JOB
Please pull out every line that includes the string "inline".

SOURCE EXCERPT
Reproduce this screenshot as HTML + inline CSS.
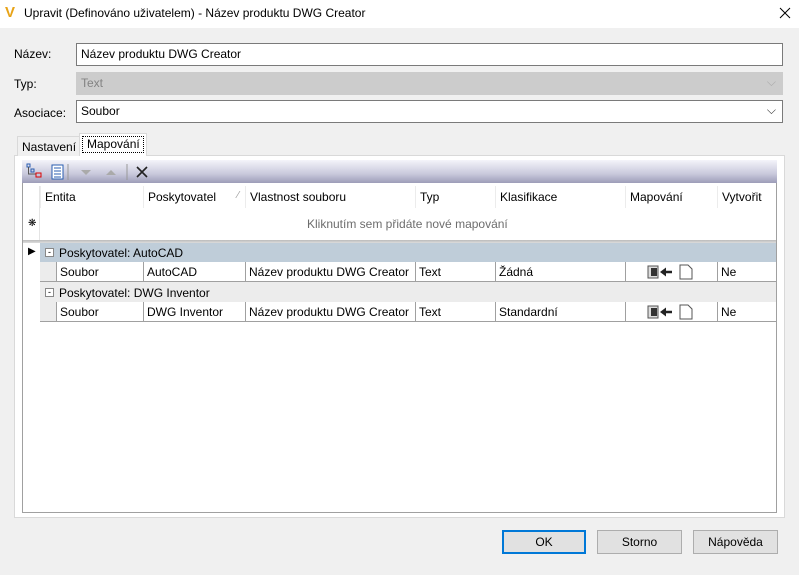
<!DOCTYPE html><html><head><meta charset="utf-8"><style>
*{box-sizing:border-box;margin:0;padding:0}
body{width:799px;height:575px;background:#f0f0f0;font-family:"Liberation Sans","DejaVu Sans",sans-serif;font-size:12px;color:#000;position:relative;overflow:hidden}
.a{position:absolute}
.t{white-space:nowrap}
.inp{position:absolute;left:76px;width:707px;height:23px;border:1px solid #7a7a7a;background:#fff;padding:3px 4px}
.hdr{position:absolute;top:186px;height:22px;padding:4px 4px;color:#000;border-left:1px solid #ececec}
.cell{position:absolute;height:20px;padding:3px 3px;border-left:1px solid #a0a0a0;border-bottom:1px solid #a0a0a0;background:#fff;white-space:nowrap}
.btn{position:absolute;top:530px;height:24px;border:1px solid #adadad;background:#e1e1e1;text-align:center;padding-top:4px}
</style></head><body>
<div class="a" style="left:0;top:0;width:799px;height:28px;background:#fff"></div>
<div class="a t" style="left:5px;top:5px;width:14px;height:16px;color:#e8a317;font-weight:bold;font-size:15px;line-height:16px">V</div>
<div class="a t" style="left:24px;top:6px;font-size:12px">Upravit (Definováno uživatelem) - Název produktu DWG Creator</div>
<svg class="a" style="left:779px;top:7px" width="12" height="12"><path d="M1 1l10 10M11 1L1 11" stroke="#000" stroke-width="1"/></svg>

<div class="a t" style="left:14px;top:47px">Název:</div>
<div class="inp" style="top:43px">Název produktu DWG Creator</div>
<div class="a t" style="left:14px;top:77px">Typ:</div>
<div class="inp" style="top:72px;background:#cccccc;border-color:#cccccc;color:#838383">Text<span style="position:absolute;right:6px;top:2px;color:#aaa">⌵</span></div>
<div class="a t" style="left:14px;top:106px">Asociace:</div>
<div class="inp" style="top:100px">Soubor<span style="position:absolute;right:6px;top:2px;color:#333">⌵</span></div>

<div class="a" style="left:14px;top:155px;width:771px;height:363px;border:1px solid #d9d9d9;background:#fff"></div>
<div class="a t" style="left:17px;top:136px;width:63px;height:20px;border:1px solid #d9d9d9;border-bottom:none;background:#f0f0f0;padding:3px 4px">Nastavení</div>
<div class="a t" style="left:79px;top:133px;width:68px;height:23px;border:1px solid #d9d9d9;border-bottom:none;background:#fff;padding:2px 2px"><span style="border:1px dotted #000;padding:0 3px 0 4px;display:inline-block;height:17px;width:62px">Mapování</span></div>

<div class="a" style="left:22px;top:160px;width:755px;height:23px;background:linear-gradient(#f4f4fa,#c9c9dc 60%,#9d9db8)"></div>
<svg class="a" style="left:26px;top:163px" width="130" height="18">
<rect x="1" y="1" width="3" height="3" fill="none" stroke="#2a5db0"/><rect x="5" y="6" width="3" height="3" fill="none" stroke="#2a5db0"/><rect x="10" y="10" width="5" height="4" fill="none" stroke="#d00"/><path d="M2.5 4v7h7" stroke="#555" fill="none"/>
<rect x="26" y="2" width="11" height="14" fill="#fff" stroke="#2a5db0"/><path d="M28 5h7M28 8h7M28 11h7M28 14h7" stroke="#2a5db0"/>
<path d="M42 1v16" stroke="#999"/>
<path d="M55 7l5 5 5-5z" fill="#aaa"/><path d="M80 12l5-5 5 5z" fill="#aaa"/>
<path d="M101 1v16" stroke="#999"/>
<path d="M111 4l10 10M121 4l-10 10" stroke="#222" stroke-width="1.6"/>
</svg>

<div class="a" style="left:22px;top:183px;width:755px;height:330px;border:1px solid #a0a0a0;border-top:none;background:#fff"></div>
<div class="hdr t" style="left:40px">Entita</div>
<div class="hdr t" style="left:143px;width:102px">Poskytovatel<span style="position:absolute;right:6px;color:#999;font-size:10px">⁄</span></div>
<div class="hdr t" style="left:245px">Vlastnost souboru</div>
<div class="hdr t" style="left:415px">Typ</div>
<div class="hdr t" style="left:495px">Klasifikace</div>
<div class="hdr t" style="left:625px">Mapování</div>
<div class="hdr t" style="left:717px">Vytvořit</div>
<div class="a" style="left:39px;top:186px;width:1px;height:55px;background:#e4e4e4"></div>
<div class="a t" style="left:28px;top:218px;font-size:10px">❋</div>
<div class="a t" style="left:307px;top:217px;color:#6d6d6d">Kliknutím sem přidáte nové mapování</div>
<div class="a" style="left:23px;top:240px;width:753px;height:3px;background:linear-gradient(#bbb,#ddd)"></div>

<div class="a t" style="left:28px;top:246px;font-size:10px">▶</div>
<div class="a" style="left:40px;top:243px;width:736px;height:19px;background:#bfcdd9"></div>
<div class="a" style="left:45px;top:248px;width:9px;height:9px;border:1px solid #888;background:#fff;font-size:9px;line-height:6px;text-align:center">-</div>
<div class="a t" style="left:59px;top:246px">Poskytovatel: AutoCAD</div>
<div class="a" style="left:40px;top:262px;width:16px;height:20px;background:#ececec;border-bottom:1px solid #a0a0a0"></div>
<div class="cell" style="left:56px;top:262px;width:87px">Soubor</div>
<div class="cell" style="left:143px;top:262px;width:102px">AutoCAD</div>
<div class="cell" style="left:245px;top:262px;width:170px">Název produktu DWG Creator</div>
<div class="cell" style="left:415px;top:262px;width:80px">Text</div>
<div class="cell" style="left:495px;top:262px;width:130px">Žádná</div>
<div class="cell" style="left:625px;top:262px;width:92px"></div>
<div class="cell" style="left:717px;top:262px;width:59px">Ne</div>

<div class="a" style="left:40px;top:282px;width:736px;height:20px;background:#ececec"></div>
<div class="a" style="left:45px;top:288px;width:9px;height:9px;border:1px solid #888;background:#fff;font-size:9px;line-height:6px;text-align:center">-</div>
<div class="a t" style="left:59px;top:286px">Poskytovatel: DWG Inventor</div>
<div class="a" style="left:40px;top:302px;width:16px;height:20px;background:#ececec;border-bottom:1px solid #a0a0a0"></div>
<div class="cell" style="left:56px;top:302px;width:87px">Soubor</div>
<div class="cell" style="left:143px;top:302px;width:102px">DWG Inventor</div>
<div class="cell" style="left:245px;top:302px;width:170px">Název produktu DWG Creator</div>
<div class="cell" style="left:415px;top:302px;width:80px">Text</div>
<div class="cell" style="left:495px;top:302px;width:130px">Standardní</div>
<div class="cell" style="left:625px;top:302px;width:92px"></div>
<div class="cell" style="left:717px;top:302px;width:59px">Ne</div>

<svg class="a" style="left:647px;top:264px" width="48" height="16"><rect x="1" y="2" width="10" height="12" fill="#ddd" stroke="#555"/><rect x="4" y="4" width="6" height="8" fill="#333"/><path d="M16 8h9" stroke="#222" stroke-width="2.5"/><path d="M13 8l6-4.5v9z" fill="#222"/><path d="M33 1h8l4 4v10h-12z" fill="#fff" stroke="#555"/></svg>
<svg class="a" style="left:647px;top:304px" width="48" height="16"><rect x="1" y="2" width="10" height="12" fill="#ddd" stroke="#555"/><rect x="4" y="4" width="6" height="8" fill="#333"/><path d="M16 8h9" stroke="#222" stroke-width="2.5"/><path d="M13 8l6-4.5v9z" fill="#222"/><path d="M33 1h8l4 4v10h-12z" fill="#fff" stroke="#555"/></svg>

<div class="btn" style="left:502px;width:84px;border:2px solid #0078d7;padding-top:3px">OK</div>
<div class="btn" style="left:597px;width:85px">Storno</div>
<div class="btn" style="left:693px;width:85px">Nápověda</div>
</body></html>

ANSWER TO THE EXERCISE
Reproduce this screenshot as HTML + inline CSS.
<div class="a t" style="left:79px;top:133px;width:68px;height:23px;border:1px solid #d9d9d9;border-bottom:none;background:#fff;padding:2px 2px"><span style="border:1px dotted #000;padding:0 3px 0 4px;display:inline-block;height:17px;width:62px">Mapování</span></div>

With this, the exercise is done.